§ Given exercise:
Look through the lines and report how many include the word "components", giving nothing but the number.

§ Given records:
****************
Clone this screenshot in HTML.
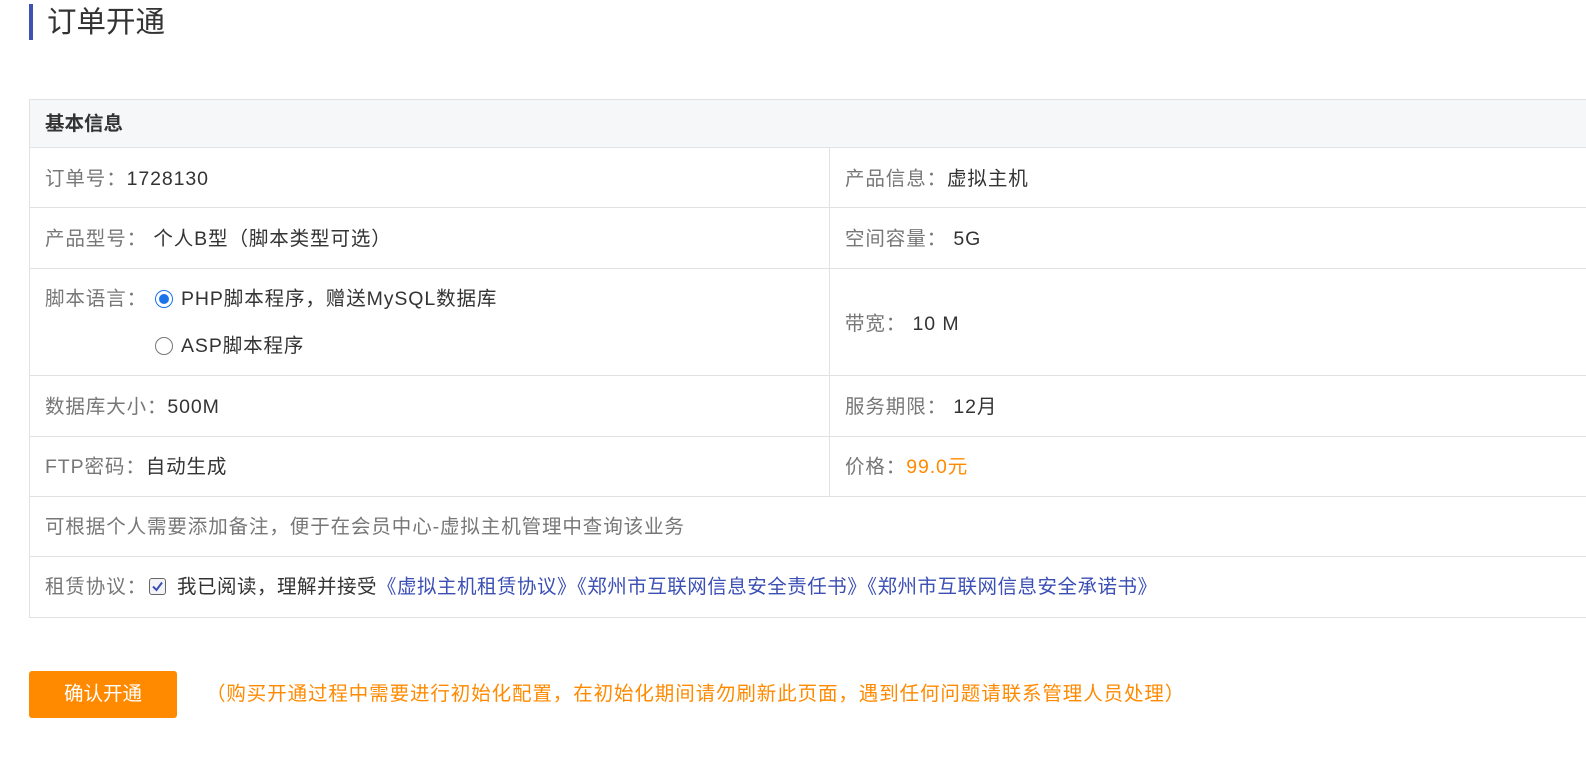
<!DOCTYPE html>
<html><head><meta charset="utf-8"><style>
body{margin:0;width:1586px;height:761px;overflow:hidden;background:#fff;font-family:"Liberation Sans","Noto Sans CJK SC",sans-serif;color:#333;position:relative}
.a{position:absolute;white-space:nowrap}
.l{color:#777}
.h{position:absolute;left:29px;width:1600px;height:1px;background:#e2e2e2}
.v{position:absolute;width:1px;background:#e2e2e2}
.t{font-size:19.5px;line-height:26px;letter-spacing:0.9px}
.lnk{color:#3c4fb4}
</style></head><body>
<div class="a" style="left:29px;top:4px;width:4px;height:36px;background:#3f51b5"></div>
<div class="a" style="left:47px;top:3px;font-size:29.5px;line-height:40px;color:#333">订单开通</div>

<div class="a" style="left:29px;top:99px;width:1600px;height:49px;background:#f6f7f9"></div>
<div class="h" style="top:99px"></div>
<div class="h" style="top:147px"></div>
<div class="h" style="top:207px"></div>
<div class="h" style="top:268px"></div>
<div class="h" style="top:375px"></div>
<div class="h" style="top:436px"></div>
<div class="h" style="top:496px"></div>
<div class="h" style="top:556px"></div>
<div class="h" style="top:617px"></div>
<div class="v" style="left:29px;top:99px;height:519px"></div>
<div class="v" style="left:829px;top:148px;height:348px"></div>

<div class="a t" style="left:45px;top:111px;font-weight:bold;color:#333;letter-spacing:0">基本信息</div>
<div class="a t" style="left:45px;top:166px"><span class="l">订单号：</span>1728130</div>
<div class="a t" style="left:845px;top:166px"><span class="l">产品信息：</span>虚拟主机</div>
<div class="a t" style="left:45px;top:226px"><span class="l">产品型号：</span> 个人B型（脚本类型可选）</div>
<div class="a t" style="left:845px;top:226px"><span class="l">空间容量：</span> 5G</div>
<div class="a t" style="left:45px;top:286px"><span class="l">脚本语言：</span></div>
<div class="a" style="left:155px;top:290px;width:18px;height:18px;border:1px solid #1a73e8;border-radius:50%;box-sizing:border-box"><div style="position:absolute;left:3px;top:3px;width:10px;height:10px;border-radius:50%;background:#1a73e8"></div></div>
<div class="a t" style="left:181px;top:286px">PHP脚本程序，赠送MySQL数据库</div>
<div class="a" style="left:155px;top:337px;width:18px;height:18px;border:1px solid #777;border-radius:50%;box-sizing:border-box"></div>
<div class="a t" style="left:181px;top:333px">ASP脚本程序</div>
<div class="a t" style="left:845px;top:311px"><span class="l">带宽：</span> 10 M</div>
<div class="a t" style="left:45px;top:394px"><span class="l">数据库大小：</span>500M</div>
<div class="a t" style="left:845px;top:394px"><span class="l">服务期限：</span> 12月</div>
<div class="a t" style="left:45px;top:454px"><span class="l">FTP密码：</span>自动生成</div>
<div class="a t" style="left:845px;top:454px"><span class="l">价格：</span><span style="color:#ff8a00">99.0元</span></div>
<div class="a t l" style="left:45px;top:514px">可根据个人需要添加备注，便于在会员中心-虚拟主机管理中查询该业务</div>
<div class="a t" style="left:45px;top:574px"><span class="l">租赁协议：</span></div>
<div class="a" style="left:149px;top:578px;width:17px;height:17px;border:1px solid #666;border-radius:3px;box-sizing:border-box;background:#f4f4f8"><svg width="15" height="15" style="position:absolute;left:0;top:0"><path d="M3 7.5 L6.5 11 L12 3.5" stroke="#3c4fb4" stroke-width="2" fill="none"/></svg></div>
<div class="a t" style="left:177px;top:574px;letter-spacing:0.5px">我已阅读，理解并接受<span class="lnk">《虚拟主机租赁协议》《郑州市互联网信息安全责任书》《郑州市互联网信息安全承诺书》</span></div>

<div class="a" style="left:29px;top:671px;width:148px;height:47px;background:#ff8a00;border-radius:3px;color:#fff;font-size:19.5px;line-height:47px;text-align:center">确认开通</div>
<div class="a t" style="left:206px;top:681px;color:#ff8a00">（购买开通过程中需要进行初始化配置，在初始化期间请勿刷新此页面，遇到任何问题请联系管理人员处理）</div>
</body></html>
****************
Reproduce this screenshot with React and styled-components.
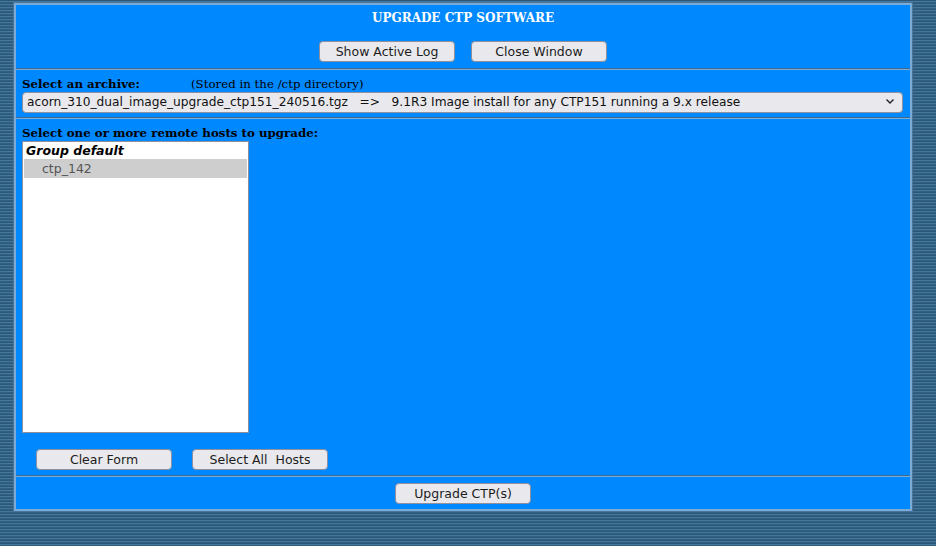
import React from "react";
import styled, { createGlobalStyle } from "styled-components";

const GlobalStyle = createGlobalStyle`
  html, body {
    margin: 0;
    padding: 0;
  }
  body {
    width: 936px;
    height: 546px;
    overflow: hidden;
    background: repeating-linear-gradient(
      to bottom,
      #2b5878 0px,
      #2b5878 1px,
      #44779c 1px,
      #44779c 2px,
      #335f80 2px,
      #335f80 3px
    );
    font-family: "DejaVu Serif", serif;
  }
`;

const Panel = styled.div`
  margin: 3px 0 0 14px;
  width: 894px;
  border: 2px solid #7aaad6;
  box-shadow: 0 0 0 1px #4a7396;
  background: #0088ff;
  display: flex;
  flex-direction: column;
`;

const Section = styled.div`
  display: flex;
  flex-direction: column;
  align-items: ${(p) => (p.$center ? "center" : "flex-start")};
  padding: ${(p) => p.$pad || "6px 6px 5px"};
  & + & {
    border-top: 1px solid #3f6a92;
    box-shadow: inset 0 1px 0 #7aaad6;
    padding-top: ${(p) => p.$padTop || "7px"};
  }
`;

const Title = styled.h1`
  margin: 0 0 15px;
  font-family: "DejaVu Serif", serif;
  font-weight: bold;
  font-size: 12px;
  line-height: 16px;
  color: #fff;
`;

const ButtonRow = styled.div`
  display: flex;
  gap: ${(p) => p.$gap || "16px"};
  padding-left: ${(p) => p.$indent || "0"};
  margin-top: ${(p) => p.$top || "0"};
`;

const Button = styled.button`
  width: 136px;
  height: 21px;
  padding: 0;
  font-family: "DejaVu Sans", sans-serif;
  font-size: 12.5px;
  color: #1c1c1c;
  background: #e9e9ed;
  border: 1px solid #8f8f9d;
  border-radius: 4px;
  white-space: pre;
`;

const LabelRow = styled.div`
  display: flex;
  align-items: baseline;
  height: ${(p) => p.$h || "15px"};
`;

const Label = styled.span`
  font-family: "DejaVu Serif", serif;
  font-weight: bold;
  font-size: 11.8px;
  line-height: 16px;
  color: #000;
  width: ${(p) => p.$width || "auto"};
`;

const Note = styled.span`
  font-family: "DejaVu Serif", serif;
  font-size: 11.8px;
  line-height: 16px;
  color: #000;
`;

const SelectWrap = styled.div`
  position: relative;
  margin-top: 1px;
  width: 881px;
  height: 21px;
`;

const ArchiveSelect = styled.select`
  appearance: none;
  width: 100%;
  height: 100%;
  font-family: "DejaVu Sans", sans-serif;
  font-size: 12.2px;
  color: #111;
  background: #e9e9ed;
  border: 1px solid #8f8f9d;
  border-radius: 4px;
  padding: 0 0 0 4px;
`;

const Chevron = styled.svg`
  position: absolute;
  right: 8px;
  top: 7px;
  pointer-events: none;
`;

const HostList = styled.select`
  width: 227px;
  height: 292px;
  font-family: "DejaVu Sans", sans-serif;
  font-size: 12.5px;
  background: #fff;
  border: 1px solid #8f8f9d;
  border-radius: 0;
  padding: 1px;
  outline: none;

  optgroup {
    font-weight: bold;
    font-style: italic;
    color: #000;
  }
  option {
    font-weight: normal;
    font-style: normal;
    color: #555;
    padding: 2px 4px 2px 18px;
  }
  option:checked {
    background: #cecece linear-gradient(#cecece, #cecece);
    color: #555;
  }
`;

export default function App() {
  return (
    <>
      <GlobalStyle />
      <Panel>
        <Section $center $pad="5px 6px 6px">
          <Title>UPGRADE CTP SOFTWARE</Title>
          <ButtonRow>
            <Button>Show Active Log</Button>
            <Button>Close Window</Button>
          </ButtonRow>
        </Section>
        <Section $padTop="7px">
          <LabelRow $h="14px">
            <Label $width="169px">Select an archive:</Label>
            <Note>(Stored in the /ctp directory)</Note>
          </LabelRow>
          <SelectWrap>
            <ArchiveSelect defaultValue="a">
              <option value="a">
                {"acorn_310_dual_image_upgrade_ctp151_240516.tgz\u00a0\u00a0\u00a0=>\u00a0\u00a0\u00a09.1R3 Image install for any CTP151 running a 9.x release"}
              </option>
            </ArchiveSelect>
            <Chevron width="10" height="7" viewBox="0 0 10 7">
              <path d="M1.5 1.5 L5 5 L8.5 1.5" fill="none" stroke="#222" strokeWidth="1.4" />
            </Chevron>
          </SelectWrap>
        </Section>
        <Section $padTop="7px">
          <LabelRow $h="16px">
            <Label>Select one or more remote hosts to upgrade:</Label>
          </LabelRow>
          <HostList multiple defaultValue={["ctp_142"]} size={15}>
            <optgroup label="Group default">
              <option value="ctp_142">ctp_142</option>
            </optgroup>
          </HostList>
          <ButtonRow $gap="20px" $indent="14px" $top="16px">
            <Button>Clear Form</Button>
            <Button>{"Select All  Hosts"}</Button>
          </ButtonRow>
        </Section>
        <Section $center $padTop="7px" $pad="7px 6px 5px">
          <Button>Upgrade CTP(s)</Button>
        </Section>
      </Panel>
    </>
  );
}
****************
§ Output below:
2